La Corte territoriale ha ritenuto provata l’ignoranza da parte dei D.C. della qualità della C. di socia accomandataria della Artmetal in base al mero rilievo che costei aveva stipulato il rogito “nella qualità di proprietaria dell’appartamento e non quale esercente di un’attività commerciale” e che la trattativa era stata curata da un’agenzia immobiliare.
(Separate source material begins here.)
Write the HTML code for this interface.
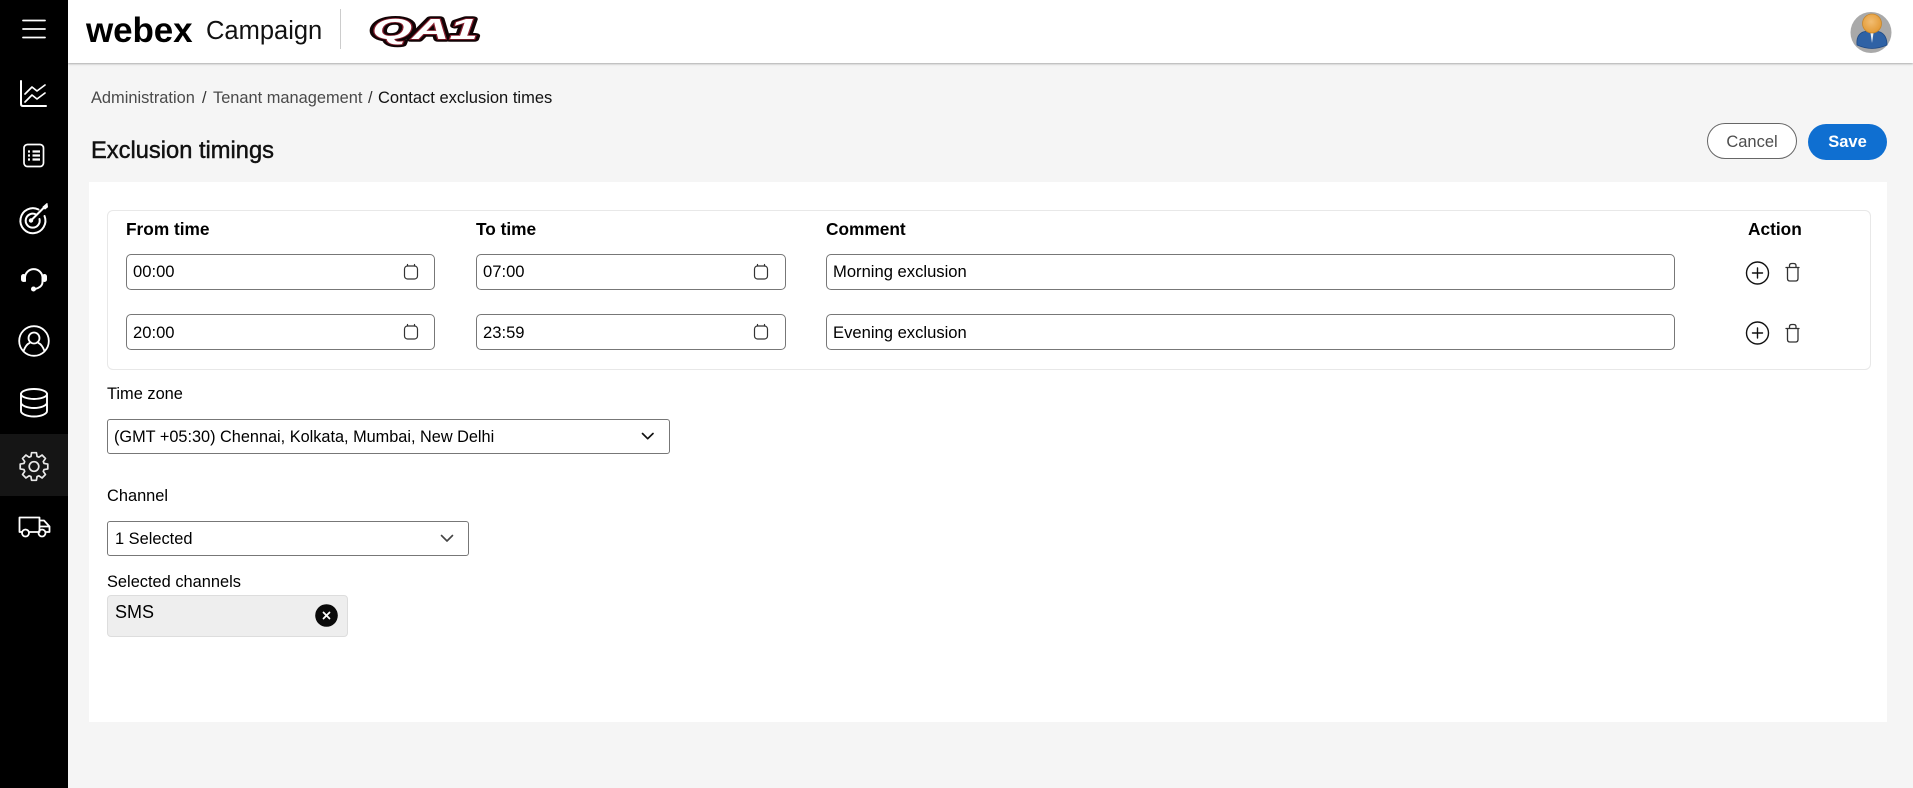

Ha quindi affermato che tanto bastava a dimostrare anche l’inscientia decoctionis degli acquirenti, che non avevano alcun onere di assumere accurate informazioni sulle condizioni economiche della venditrice non imprenditrice.

Le due circostanze considerate dalla Corte d’Appello hanno però una valenza del tutto neutra: è infatti evidente che la C., in quanto proprietaria dell’appartamento, non avrebbe potuto stipulare il contratto se non in proprio, sicché il fatto che ella non avesse speso nel rogito il nome della Artmetal non poteva di per sé indurre a ritenere che i D.C. ignorassero la sua qualità di socia illimitatamente responsabile della s.a.s. poi fallita; analogamente, il fatto che la trattativa fosse stata condotta per il tramite di un intermediario, non costituiva ragione sufficiente ad escludere che gli acquirenti avessero assunto informazioni sul conto della venditrice, quantomeno per verificare la serietà della sua proposta.

La Corte territoriale ha dunque, fondato la propria decisione su elementi che, pur se congiuntamente apprezzati, non presentano i caratteri della gravità, della precisione e della concordanza, necessari per poter ritenere assolta in via presuntiva la prova dell’ignoranza da parte dei D.C. della carica rivestita dalla C. in Artmetal e, in conseguenza, dello stato di insolvenza della società.

L’accoglimento del ricorso comporta la cassazione della sentenza impugnata ed il rinvio della causa, per un nuovo esame, alla Corte d’Appello di Napoli in diversa composizione, che regolerà anche le spese del giudizio di legittimità.

P.Q.M.

 

La Corte accoglie il ricorso, cassa la sentenza impugnata e rinvia la causa alla Corte d’Appello di Napoli in diversa composizione, che regolerà anche le spese del giudizio di legittimità.